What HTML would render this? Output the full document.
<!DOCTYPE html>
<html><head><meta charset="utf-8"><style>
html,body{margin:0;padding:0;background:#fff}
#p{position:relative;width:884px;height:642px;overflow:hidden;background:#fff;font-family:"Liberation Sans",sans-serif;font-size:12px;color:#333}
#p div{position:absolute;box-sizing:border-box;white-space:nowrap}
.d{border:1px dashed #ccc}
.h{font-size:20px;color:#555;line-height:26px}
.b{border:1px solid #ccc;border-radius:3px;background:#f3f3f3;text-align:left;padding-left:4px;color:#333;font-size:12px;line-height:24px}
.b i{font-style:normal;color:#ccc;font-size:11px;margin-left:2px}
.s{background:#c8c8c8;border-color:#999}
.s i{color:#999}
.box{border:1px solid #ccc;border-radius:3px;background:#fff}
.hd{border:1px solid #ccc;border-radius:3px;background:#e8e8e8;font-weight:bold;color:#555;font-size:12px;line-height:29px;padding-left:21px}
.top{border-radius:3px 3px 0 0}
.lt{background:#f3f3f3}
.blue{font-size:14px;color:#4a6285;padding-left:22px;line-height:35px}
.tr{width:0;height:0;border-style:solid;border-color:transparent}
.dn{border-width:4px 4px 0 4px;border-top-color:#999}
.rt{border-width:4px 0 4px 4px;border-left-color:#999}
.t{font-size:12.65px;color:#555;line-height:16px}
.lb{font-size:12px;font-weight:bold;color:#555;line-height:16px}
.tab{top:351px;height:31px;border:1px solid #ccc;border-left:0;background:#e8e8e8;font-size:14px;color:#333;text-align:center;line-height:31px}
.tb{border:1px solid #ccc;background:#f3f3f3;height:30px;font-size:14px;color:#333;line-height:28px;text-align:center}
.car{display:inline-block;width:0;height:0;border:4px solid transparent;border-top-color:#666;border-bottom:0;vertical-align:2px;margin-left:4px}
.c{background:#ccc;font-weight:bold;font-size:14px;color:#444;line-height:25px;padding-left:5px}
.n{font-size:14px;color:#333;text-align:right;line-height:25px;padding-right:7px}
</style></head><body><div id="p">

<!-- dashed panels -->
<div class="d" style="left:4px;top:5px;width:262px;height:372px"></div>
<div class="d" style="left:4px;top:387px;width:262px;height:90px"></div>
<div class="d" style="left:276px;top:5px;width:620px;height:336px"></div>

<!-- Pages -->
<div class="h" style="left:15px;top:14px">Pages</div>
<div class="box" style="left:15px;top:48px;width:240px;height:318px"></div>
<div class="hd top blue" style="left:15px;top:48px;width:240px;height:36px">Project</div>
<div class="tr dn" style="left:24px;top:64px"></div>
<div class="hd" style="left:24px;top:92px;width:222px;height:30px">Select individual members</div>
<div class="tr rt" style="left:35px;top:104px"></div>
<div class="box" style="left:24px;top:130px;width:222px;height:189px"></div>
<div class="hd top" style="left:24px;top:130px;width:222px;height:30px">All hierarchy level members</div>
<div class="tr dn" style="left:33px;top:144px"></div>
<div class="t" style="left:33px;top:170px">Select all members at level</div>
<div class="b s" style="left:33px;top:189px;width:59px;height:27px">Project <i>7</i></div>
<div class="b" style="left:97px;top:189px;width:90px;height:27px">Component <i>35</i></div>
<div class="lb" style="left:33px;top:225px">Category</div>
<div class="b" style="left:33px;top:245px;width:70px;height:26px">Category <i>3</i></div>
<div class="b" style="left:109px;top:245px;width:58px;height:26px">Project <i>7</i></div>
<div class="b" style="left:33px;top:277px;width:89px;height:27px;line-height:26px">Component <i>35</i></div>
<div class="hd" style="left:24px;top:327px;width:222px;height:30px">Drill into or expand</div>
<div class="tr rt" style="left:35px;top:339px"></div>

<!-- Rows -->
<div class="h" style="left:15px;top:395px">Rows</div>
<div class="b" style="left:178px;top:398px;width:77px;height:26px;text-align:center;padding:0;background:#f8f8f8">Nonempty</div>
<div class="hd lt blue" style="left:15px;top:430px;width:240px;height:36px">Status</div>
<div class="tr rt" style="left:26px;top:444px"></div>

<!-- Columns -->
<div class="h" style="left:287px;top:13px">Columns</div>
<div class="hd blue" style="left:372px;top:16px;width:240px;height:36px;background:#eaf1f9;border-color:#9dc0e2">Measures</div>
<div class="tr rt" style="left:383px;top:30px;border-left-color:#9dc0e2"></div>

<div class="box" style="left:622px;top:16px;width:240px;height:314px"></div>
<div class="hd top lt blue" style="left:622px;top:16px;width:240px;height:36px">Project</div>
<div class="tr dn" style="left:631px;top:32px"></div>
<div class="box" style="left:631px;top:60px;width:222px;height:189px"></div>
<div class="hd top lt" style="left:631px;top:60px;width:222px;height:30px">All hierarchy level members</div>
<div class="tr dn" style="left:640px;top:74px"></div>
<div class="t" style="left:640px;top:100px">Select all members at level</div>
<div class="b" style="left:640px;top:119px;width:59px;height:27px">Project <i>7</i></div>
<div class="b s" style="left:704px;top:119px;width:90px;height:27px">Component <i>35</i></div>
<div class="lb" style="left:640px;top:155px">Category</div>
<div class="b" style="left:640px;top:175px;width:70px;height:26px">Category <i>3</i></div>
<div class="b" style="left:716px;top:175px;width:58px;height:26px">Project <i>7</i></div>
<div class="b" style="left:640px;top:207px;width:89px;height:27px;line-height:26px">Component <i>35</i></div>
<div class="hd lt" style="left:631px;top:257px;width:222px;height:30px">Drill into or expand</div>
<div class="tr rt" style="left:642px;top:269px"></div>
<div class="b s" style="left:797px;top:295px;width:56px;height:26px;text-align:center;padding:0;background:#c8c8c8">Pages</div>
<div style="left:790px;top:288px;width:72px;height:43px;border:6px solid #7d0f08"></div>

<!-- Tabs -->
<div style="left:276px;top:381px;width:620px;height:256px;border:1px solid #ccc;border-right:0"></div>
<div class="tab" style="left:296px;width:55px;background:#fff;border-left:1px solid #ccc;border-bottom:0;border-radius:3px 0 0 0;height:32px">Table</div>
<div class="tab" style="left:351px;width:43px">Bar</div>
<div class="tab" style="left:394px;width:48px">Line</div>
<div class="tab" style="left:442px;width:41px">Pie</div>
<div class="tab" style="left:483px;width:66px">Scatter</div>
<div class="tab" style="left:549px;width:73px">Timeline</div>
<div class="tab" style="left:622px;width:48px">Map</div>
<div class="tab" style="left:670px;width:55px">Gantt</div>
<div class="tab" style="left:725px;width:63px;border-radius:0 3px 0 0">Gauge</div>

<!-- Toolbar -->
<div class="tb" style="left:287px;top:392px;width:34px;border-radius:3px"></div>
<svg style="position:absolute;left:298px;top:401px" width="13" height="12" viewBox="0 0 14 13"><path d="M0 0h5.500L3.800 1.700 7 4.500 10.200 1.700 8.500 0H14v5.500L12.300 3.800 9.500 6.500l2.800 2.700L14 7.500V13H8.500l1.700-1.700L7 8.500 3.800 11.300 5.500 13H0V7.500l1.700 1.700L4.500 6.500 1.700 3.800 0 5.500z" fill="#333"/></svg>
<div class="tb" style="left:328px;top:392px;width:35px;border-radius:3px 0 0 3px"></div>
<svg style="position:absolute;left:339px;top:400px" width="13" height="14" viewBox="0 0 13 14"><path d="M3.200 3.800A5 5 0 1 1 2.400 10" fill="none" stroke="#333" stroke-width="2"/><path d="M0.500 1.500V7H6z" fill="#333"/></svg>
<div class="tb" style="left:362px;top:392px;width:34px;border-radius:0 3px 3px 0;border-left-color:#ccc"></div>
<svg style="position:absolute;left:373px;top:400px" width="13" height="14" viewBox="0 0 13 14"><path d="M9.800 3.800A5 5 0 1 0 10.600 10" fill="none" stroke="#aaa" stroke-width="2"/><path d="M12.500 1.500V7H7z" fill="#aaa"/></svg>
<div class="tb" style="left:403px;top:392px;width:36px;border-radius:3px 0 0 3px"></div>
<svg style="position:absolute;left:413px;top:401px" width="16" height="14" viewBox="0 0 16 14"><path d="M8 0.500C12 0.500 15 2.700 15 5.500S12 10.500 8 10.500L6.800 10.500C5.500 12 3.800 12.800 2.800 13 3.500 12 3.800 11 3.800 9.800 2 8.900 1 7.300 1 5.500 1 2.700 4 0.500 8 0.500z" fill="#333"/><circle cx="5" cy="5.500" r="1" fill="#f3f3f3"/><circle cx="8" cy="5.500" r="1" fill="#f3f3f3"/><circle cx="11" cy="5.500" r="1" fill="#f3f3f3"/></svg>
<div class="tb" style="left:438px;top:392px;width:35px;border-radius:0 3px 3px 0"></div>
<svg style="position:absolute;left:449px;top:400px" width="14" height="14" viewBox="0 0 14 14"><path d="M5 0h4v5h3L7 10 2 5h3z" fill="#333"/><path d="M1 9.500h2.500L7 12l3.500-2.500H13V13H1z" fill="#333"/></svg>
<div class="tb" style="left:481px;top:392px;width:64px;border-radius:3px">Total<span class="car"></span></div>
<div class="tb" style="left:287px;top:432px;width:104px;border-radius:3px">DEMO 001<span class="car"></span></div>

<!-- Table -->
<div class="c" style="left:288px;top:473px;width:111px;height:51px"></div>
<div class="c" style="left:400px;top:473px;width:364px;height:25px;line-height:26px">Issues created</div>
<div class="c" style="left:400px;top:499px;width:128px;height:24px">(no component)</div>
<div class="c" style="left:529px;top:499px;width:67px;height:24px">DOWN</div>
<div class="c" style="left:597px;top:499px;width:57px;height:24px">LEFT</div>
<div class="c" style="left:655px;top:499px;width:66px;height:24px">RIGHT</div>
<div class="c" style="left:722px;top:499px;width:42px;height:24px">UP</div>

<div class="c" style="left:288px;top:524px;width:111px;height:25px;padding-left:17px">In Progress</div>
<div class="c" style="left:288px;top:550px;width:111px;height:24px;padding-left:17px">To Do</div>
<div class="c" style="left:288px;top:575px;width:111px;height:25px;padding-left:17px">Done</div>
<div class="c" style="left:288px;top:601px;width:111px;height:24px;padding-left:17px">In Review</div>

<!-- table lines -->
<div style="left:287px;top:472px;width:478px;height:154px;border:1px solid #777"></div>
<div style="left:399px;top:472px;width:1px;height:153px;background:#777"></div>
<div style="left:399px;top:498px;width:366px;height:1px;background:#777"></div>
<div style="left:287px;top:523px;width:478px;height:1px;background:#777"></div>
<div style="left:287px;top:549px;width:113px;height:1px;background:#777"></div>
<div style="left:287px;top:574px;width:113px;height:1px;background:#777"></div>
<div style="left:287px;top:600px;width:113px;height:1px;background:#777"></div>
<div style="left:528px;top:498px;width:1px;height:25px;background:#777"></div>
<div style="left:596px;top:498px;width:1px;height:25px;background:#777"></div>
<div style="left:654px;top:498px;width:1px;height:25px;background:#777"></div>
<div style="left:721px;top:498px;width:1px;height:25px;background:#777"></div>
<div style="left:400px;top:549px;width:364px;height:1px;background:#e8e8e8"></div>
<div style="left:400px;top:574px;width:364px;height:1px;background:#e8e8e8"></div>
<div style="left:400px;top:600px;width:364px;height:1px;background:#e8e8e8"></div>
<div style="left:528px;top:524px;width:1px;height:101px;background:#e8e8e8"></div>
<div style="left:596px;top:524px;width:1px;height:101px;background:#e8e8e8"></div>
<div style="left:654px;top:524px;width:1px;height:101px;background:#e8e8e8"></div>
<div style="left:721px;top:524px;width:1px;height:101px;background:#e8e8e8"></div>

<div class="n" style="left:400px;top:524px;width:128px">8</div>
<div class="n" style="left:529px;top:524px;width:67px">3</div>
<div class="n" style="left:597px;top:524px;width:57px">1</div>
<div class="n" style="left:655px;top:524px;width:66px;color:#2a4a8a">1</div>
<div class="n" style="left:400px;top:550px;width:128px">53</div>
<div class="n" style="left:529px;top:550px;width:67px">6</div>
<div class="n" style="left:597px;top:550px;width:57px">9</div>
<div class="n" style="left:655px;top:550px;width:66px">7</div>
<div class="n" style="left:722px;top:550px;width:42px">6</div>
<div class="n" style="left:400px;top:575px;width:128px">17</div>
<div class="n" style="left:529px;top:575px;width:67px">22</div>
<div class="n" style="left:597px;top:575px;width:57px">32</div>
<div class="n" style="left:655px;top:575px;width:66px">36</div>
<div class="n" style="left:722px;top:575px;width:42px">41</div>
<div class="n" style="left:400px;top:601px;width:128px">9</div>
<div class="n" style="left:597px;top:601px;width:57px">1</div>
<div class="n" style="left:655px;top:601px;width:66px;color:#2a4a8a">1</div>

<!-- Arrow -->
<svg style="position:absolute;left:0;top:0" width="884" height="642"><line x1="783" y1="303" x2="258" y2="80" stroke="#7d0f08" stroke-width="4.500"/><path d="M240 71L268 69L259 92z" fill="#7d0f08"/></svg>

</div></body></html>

* * *

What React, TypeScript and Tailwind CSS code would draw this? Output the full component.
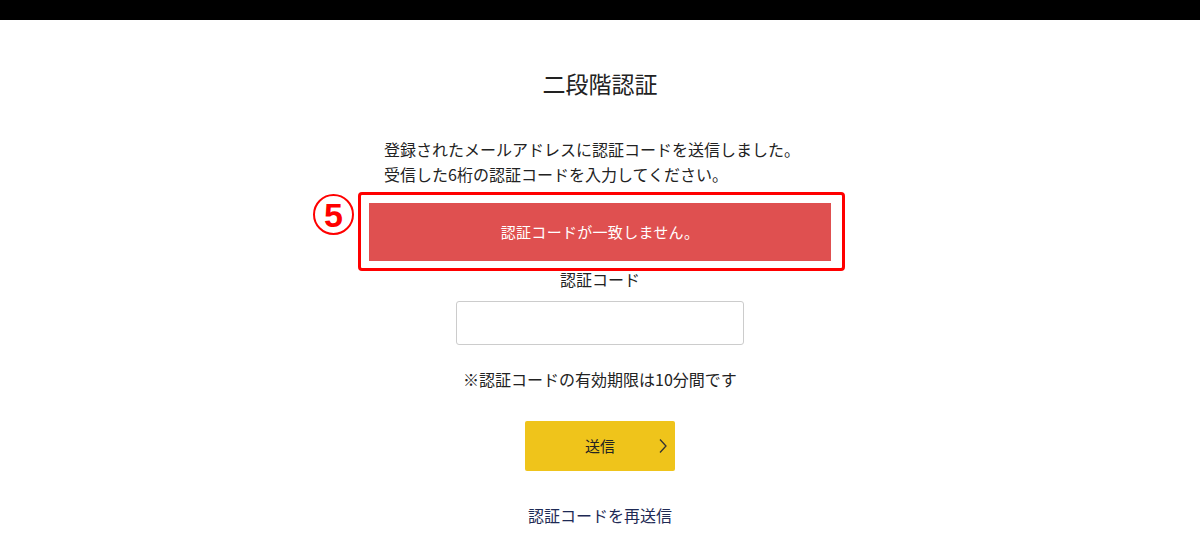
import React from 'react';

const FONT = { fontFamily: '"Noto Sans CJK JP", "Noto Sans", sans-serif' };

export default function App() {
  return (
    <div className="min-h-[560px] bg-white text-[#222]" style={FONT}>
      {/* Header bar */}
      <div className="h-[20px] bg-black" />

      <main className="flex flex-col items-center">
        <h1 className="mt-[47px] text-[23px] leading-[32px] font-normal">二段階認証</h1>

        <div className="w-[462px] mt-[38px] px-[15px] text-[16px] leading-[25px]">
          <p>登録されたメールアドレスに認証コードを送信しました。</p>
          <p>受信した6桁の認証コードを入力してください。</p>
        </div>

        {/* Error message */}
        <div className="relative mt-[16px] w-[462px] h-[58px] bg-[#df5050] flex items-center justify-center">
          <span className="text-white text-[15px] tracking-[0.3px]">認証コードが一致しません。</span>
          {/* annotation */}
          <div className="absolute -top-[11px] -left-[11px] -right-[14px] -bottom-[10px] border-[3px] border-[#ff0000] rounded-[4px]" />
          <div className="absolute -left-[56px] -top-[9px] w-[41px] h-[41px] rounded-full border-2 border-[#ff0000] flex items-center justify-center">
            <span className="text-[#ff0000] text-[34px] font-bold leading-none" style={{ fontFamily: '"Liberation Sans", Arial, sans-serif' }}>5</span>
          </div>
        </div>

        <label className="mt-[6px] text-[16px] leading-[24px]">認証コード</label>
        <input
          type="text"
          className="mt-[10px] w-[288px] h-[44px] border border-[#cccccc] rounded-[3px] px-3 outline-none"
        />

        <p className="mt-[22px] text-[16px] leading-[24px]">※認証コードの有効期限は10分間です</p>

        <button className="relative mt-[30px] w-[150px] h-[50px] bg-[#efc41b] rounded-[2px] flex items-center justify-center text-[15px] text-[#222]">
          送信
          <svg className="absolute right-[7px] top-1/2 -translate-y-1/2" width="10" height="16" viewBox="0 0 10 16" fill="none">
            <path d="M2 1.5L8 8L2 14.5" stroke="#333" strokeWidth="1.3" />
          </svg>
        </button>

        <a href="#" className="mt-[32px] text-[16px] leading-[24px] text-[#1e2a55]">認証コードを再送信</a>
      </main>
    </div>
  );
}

---

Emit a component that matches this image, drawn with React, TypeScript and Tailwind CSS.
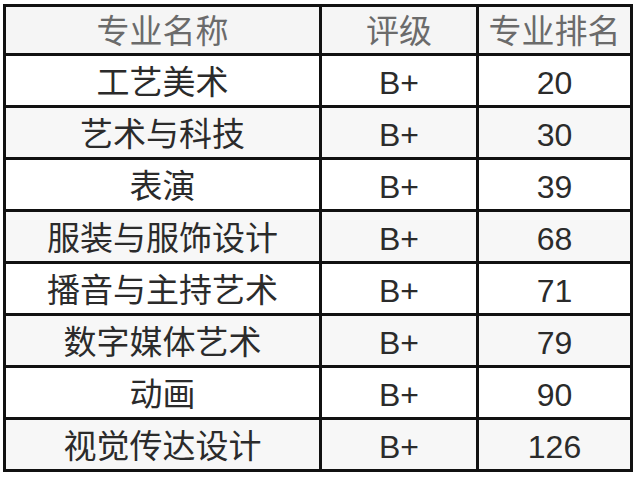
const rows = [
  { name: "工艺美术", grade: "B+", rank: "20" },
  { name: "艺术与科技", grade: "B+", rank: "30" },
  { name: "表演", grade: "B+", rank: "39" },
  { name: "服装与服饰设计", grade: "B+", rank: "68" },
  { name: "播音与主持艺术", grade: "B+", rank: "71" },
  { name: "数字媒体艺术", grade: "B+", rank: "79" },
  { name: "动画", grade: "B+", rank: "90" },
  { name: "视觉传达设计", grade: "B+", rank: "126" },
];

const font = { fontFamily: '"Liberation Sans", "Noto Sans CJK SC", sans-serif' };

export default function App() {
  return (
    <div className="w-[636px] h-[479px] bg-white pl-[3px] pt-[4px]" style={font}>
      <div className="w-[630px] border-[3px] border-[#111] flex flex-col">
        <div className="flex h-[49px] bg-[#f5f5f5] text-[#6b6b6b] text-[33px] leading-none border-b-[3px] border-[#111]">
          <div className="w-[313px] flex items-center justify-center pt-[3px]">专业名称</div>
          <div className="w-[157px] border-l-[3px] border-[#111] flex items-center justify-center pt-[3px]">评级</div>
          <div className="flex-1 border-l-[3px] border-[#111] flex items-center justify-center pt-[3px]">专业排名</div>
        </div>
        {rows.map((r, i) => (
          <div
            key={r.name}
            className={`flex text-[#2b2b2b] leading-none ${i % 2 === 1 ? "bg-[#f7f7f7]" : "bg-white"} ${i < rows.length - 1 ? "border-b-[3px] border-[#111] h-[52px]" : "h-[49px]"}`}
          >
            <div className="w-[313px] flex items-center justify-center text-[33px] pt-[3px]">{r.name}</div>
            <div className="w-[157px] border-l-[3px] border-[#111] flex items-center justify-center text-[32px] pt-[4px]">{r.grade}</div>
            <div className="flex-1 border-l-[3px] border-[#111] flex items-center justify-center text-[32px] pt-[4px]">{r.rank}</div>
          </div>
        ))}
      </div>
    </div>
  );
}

**YOUR GOAL:** Count the lines in the entries above that include the string "full", then give only that figure.

**EXERCISE SOLUTION:** 3